La déception semble bien à la mesure de l’immense attente. Renner et Weisz ont beau être impeccables et criants et réalisme, ils ne peuvent se débattre longtemps dans les vagues d’un scénario indigent qui – c’est le comble – ne raconte absolument rien malgré sa durée de cent vingt minutes. Les enjeux manquent singulièrement de clarté, les mystères ne trouvent jamais leurs solutions, et de temps à autres les responsables – la joyeuse bande composée par Albert Finney / Stacy Keach / Edward Norton – montrent leur bouille et déclament des sentences prétentieuses pour nous faire croire qu’ils contrôlent une situation sibylline, comme dans une série B des années quarante avec un ou deux décors de carton pâte et quelques écrans d’ordinateur pour faire « moderne ». Constamment, les événements tombent à plat : que fait Aaron Cross en Alaska à lutter contre les éléments ? Il a juste été puni ! Le génial Oscar Isaac fait une apparition en super-agent ? Il fait juste la popote cinq minutes avant de disparaître. Et le pire, c’est que Tony Gilroy se permet de boucler son film comme Doug Liman le faisait pour « La Mémoire dans la peau », c’est-à-dire sans conclure son intrigue, laissant le champ ouvert pour une suite. Dix ans après le premier opus, c’est vraiment prendre le spectateur pour une buse.
On découvre aussi que Tony Gilroy, s’il peut se montrer très bon metteur en scène – pour « Michael Clayton » et « Duplicity » – n’a pas vraiment la fibre pour ce qui est du film d’action. La platitude de sa mise en scène, supportable pendant la majeure partie de l’histoire, explose dans la poursuite finale aux Philippines. Celle-ci dispose pourtant de toutes les qualités nécessaires : un endroit exotique, Manille ; un rythme haletant ; une certaine audace narrative, avec son enchaînement de poursuites – Aaron fuyant la police sur les toits, Marta dans les rues, et un bon gros méchant muet et taciturne à leurs trousses. Le problème réside dans le découpage et le montage, certains passages étant proprement illisibles et certains plans tout à fait incongrus. À la fin, on serait bien en peine d’expliquer comment les deux personnages principaux se sont tirés de ce guêpier. On avait beau jeu de reprocher à Paul Greengrass le chaos de ses scènes d’action, pourtant extrêmement minutieuses ; il faut voir celles de Gilroy pour comprendre le sens du mot « brouillon ».

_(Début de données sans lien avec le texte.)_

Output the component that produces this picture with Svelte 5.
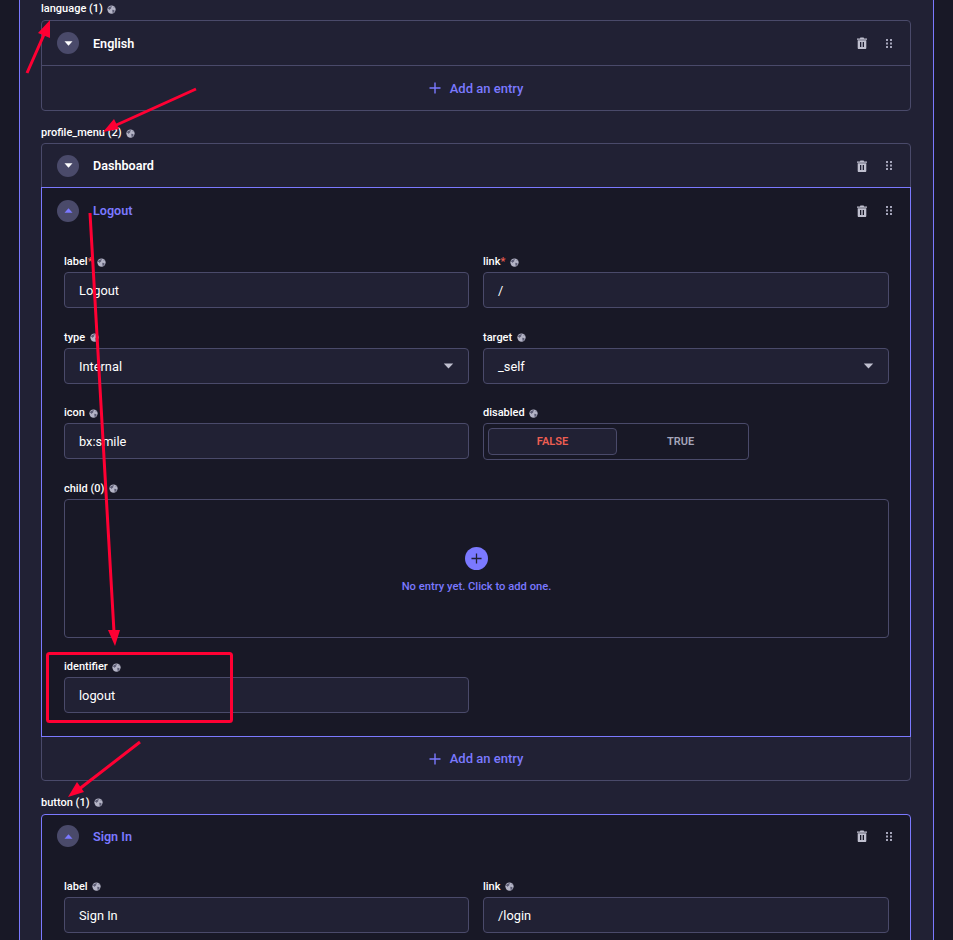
<script lang="ts">
	const menuFields = [
		{ label: 'label', required: true, value: 'Logout' },
		{ label: 'link', required: true, value: '/' },
		{ label: 'type', value: 'Internal', select: true },
		{ label: 'target', value: '_self', select: true }
	];
	const buttonFields = [
		{ label: 'label', value: 'Sign In' },
		{ label: 'link', value: '/login' }
	];
</script>

{#snippet globe()}
	<svg class="globe" viewBox="0 0 12 12" aria-hidden="true">
		<circle cx="6" cy="6" r="5.5" fill="#b4b4c6" />
		<path d="M2.2 3 4 2.2 6 1.4l.6 1.3L5 3.6l.8 1.2-1.5.4-.6 1.4L2.4 5.4 1.3 5zM7 6.2l2.4.4.9 1.4-1.5 2.3-1.2.4-.4-2.2zM8.6 1.9l1.6 1.5-1 .6z" fill="#5c5c74" />
	</svg>
{/snippet}

{#snippet caret(up: boolean)}
	<span class="toggle" class:open={up}>
		<svg viewBox="0 0 10 6" aria-hidden="true">
			{#if up}
				<path d="M0.2 5.8 5 0.2l4.8 5.6z" fill="#7b79ff" />
			{:else}
				<path d="M0.2 0.2 5 5.8l4.8-5.6z" fill="#ffffff" />
			{/if}
		</svg>
	</span>
{/snippet}

{#snippet actions()}
	<span class="actions">
		<svg class="trash" viewBox="0 0 10 12" aria-hidden="true">
			<path d="M3.4 0.4h3.2l.5 1H10v1.3H0V1.4h2.9zM0.7 3.3h8.6V11c0 .5-.4 1-1 1H1.7c-.6 0-1-.5-1-1zM3 5v5h1.3V5zm2.7 0v5H7V5z" fill-rule="evenodd" fill="#c0c0cf" />
		</svg>
		<svg class="drag" viewBox="0 0 6 9" aria-hidden="true">
			{#each [0, 3.5, 7] as y}
				<rect x="0" {y} width="2" height="2" fill="#a5a5ba" />
				<rect x="4" {y} width="2" height="2" fill="#a5a5ba" />
			{/each}
		</svg>
	</span>
{/snippet}

{#snippet header(title: string, open: boolean)}
	<div class="header" class:active={open}>
		{@render caret(open)}
		<span class="title">{title}</span>
		{@render actions()}
	</div>
{/snippet}

{#snippet addEntry()}
	<div class="add">
		<svg viewBox="0 0 12 12" aria-hidden="true">
			<path d="M6 0.5v11M0.5 6h11" stroke="#7b79ff" stroke-width="1.4" fill="none" />
		</svg>
		<span>Add an entry</span>
	</div>
{/snippet}

{#snippet fieldLabel(text: string, required = false)}
	<div class="label">
		<span>{text}</span>{#if required}<span class="req">*</span>{/if}
		{@render globe()}
	</div>
{/snippet}

{#snippet field(f: { label: string; value: string; required?: boolean; select?: boolean })}
	<div class="field">
		{@render fieldLabel(f.label, f.required)}
		<div class="input">
			<span>{f.value}</span>
			{#if f.select}
				<svg class="select-caret" viewBox="0 0 12 7" aria-hidden="true">
					<path d="M0.5 0.5h11L6 6.5z" fill="#c0c0cf" />
				</svg>
			{/if}
		</div>
	</div>
{/snippet}

<div class="page">
	<div class="panel">
		<section class="group">
			<div class="group-label">{@render fieldLabel('language (1)')}</div>
			<div class="list">
				{@render header('English', false)}
				{@render addEntry()}
			</div>
		</section>

		<section class="group">
			<div class="group-label low">{@render fieldLabel('profile_menu (2)')}</div>
			<div class="list">
				{@render header('Dashboard', false)}
				<div class="entry">
					{@render header('Logout', true)}
					<div class="grid">
						{#each menuFields as f}
							{@render field(f)}
						{/each}
						{@render field({ label: 'icon', value: 'bx:smile' })}
						<div class="field">
							{@render fieldLabel('disabled')}
							<div class="switch">
								<span class="on">FALSE</span>
								<span class="off">TRUE</span>
							</div>
						</div>
						<div class="field wide">
							{@render fieldLabel('child (0)')}
							<div class="empty">
								<span class="plus">
									<svg viewBox="0 0 12 12" aria-hidden="true">
										<path d="M6 0.5v11M0.5 6h11" stroke="#212134" stroke-width="1.4" fill="none" />
									</svg>
								</span>
								<span class="empty-text">No entry yet. Click to add one.</span>
							</div>
						</div>
						{@render field({ label: 'identifier', value: 'logout' })}
					</div>
				</div>
				{@render addEntry()}
			</div>
		</section>

		<section class="group">
			<div class="group-label">{@render fieldLabel('button (1)')}</div>
			<div class="list open-list">
				{@render header('Sign In', true)}
				<div class="grid">
					{#each buttonFields as f}
						{@render field(f)}
					{/each}
				</div>
			</div>
		</section>
	</div>

	<!-- annotations drawn on top of the screenshot -->
	<svg class="marks" viewBox="0 0 953 940" aria-hidden="true">
		<g stroke="#ff0033" stroke-width="3" fill="none">
			<path d="M27 73 46 30M196 89 112 127M90 213 114 632M140 742 78 790" />
			<rect x="47.5" y="653.5" width="184" height="68" rx="2" />
		</g>
		<g fill="#ff0033">
			<path d="M50 20 38 33 50 38zM103 132 114 119 119 129zM115 646 108 630 120 630zM68 797 77 782 84 792z" />
		</g>
	</svg>
</div>

<style>
	:global(body) {
		margin: 0;
		background: #181826;
	}

	.page {
		position: relative;
		height: 940px;
		overflow: hidden;
		padding: 0 19px;
		font-family: Roboto, 'Noto Sans', sans-serif;
		color: #ffffff;
		box-sizing: border-box;
	}

	.panel {
		width: 915px;
		height: 940px;
		box-sizing: border-box;
		border-left: 1px solid #7b79ff;
		border-right: 1px solid #7b79ff;
		background: #212134;
		padding: 1px 22px 0 21px;
	}

	.group {
		margin-bottom: 14px;
	}

	.group-label {
		height: 16px;
		margin-bottom: 3px;
	}

	.group-label.low {
		margin-bottom: 2px;
	}

	.label {
		display: flex;
		align-items: center;
		gap: 4px;
		height: 16px;
		font-size: 11px;
		font-weight: 500;
		line-height: 16px;
		white-space: nowrap;
	}

	.req {
		color: #ee5e52;
		margin-left: -4px;
	}

	.globe {
		width: 9px;
		height: 9px;
		margin-left: 0.5px;
	}

	.list {
		border: 1px solid #4a4a6a;
		border-radius: 4px;
	}

	.open-list {
		border-color: #7b79ff;
		background: #181826;
		border-radius: 4px 4px 0 0;
	}

	.header {
		display: flex;
		align-items: center;
		height: 44px;
		padding: 0 18px 0 15px;
	}

	.open-list .header,
	.list:has(.entry) > .header {
		height: 43px;
	}

	.entry .header {
		height: 45px;
	}

	.header.active .title {
		color: #7b79ff;
	}

	.toggle {
		display: flex;
		align-items: center;
		justify-content: center;
		width: 22px;
		height: 22px;
		border-radius: 50%;
		background: #4a4a6a;
	}

	.toggle svg {
		width: 9px;
		height: 5px;
	}

	.title {
		margin-left: 14px;
		font-size: 12.6px;
		font-weight: 600;
	}

	.actions {
		display: flex;
		align-items: center;
		gap: 19px;
		margin-left: auto;
	}

	.trash {
		width: 10px;
		height: 12px;
	}

	.drag {
		width: 6px;
		height: 9px;
	}

	.entry {
		margin: 0 -1px;
		border: 1px solid #7b79ff;
		background: #181826;
	}

	.add {
		display: flex;
		align-items: center;
		justify-content: center;
		gap: 9px;
		height: 44px;
		border-top: 1px solid #4a4a6a;
		color: #7b79ff;
		font-size: 13px;
		font-weight: 500;
	}

	.entry + .add {
		border-top: 0;
		height: 42px;
		padding-top: 1px;
	}

	.add svg {
		width: 12px;
		height: 12px;
	}

	.grid {
		display: grid;
		grid-template-columns: 405px 406px;
		gap: 21.6px 14px;
		padding: 21px 21px 22.6px 22px;
	}

	.field {
		display: flex;
		flex-direction: column;
		gap: 2px;
		min-width: 0;
	}

	.wide {
		grid-column: 1 / -1;
	}

	.input {
		display: flex;
		align-items: center;
		justify-content: space-between;
		height: 33px;
		box-sizing: content-box;
		padding: 1px 14px 0;
		border: 1px solid #4a4a6a;
		border-radius: 4px;
		background: #212134;
		font-size: 12.8px;
	}

	.select-caret {
		width: 11px;
		height: 6px;
	}

	.switch {
		display: flex;
		box-sizing: border-box;
		width: 266px;
		height: 37px;
		margin-bottom: -1px;
		padding: 4px;
		border: 1px solid #4a4a6a;
		border-radius: 4px;
		font-size: 11px;
		font-weight: 600;
	}

	.switch span {
		flex: 1;
		display: flex;
		align-items: center;
		justify-content: center;
		border-radius: 4px;
	}

	.on {
		border: 1px solid #4a4a6a;
		background: #212134;
		color: #ee5e52;
	}

	.off {
		color: #a5a5ba;
	}

	.empty {
		display: flex;
		flex-direction: column;
		align-items: center;
		box-sizing: border-box;
		height: 138.9px;
		padding-top: 47px;
		border: 1px solid #4a4a6a;
		border-radius: 4px;
		gap: 10px;
	}

	.plus {
		display: flex;
		align-items: center;
		justify-content: center;
		width: 23px;
		height: 23px;
		border-radius: 50%;
		background: #7b79ff;
	}

	.plus svg {
		width: 11px;
		height: 11px;
	}

	.empty-text {
		color: #7b79ff;
		font-size: 11.2px;
		font-weight: 500;
	}

	.marks {
		position: absolute;
		top: 0;
		left: 0;
		width: 953px;
		height: 940px;
		pointer-events: none;
	}
</style>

Enfin, on regrettera une carence de taille. La narration de « Jason Bourne : L’Héritage » se place parallèlement à celle de « La Vengeance dans la peau », et la balade montagnarde d’Aaron Cross correspond, en gros, au retour de Jason Bourne à New York dans ce troisième opus. D’où la résurgence de nombre des personnages de ce film, et quelle belle idée ! Mais quid de Matt Damon ? Tout spectateur normalement constitué n’attend qu’une chose : la rencontre monstrueuse entre Cross et Bourne, le moment du passage de témoin entre un héros fatigué et un autre, plein de vigueur, prêt à reprendre la course. L’absence d’un caméo de Matt Damon est inexcusable ; et si l’on peut comprendre que celui-ci ne fasse pas partie d’un projet qu’il avait quitté après le retrait de Paul Greengrass (en attendant, les deux amis ont tourné ensemble « Greenzone », et depuis, Matt Damon a pris quelques kilos pour les besoins de « Nouveau départ »), on ne peut pas comprendre pourquoi Gilroy n’a pas adapté son scénario en conséquence. Quel est l’intérêt de nous faire espérer la lune, quand on ne verra jamais que son ombre ? C’est un peu la métaphore de l’échec de cet épisode, d’ailleurs : des promesses, des promesses, et un résultat très en-dessous des attentes. Peu importe le coût de ses droits de succession, cet héritage ne vaut donc pas tripette.